The table was beautifully set, the attention to detail was superb, and there were about 8 wines waiting for us!
Dolcetto of Cà Neuva
Sergio, the winemaker, is a very proud man. You could tell we had moved out of Barololand by the way he insisted on us tasting all the wines in his range. He wanted our opinions, he wanted to see our expressions, eager to “farsi conoscere” get himself known. This was a refreshing change.
So of course we tasted Dolcetto, Dogliani’s claim to fame. In fact, Cà Neuva makes 3!
One is a well balanced blend from different vineyards while the second and third, called ‘L Sambu and Superiore, are more structured and complex. The secret to Dolcetto, as Sergio says, is that it is, “a wine which can be drunk from the first course to the last course of your meal”.
An amazing blend
Although I tend to love the expression of the grapes coming from pure varietals, I was intrigued by his blend of Nebbiolo, Barbera and get this… Cabernet Sauvignon!
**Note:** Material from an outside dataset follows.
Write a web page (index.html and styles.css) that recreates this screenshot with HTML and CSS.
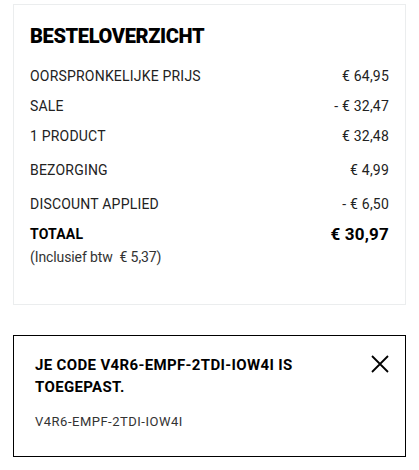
FILE: index.html
```html
<!DOCTYPE html>
<html lang="nl">
<head>
<meta charset="utf-8">
<link rel="stylesheet" href="styles.css">
</head>
<body>
<div class="page">
  <section class="summary">
    <h2 class="title">BESTELOVERZICHT</h2>
    <div class="rows">
      <div class="row"><span>OORSPRONKELIJKE PRIJS</span><span>€ 64,95</span></div>
      <div class="row"><span>SALE</span><span>- € 32,47</span></div>
      <div class="row"><span>1 PRODUCT</span><span>€ 32,48</span></div>
      <div class="row row-tall"><span>BEZORGING</span><span>€ 4,99</span></div>
      <div class="row row-tall"><span>DISCOUNT APPLIED</span><span>- € 6,50</span></div>
      <div class="row row-total"><span>TOTAAL</span><span class="total-value">€ 30,97</span></div>
      <div class="vat">(Inclusief btw&nbsp; € 5,37)</div>
    </div>
  </section>
  <section class="notice">
    <div class="notice-text">
      <p class="notice-title">JE CODE V4R6-EMPF-2TDI-IOW4I IS TOEGEPAST.</p>
      <p class="notice-code">V4R6-EMPF-2TDI-IOW4I</p>
    </div>
    <button class="close" aria-label="Sluiten">
      <svg width="18" height="18" viewBox="0 0 18 18"><path d="M1 1 L17 17 M17 1 L1 17" stroke="#000" stroke-width="1.8" fill="none"/></svg>
    </button>
  </section>
</div>
</body>
</html>
```
FILE: styles.css
```css
* { box-sizing: border-box; }
html, body { margin: 0; padding: 0; background: #fff; }
body { font-family: Roboto, "Liberation Sans", sans-serif; color: #000; }
.page { padding: 4px 13px 0 13px; width: 419px; }
.summary {
  border: 1px solid #ebedee;
  height: 301px;
  padding: 19px 16px 0 16px;
}
.title {
  margin: 0;
  font-size: 20px;
  line-height: 24px;
  font-weight: 900;
  letter-spacing: -0.35px;
}
.rows { margin-top: 13px; }
.row {
  display: flex;
  justify-content: space-between;
  font-size: 14px;
  line-height: 30px;
  height: 30px;
  color: #222;
  letter-spacing: 0.2px;
}
.row-tall { height: 34px; line-height: 38px; }
.row-total { font-weight: 700; color: #000; height: 30px; line-height: 30px; }
.total-value { font-size: 17px; }
.vat { font-size: 14px; line-height: 16px; color: #333; letter-spacing: -0.1px; }
.notice {
  margin-top: 30px;
  border: 1px solid #000;
  height: 122px;
  display: flex;
  justify-content: space-between;
  align-items: flex-start;
  padding: 18px 16px 0 21px;
}
.notice-title {
  margin: 0;
  font-size: 15px;
  line-height: 22px;
  font-weight: 700;
  width: 290px;
  letter-spacing: 0.35px;
}
.notice-code {
  margin: 16px 0 0 0;
  font-size: 13px;
  line-height: 16px;
  color: #333;
  letter-spacing: 0.5px;
}
.close {
  border: 0;
  background: none;
  padding: 0;
  margin-top: 1px;
  width: 18px;
  height: 18px;
  cursor: pointer;
}
.close svg { display: block; }
```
This wine is called Excelso which is named after his father Celso. When I asked why he chose to plant Cab, he replied that it was all “the nursery’s fault”! He had originally asked for something else and got 250 plants of Cab instead. So Sergio started to experiment with this limited number of vines. He liked the idea of using it for a blend and came up with this fantastic wine!
Unfortunately, the tasting portion of the visit came to a close and it was time to see the cellar. Because I was so used to visiting bigger cellars like Sylla Sebaste which hold all that oak, I was surprised by the 2 minute tour dedicated to the aging cellar! All you see here is stainless steel for fermenting and storing the area’s famous Dolcetto.
This modesty and simplicity though, make the experience neat in its own way.
Just as we grabbed a few bottles to take home to enjoy (again late for our next appointment), Sergio tempted us with just one more experimental rose’ he has developed for a special client. Again, the generosity and pride was overwhelming!
After visiting so many Barolo and Barbaresco wineries, this experience reminded me that just around the corner in places like Dogliani, there are small wineries ready to welcome and accommodate you in every way.
We didn’t come to taste his wines, but felt more like we were sharing them with him.
So when you come to Langhe, don’t forget about the little guys making some great wines over there in the land of Dolcetto!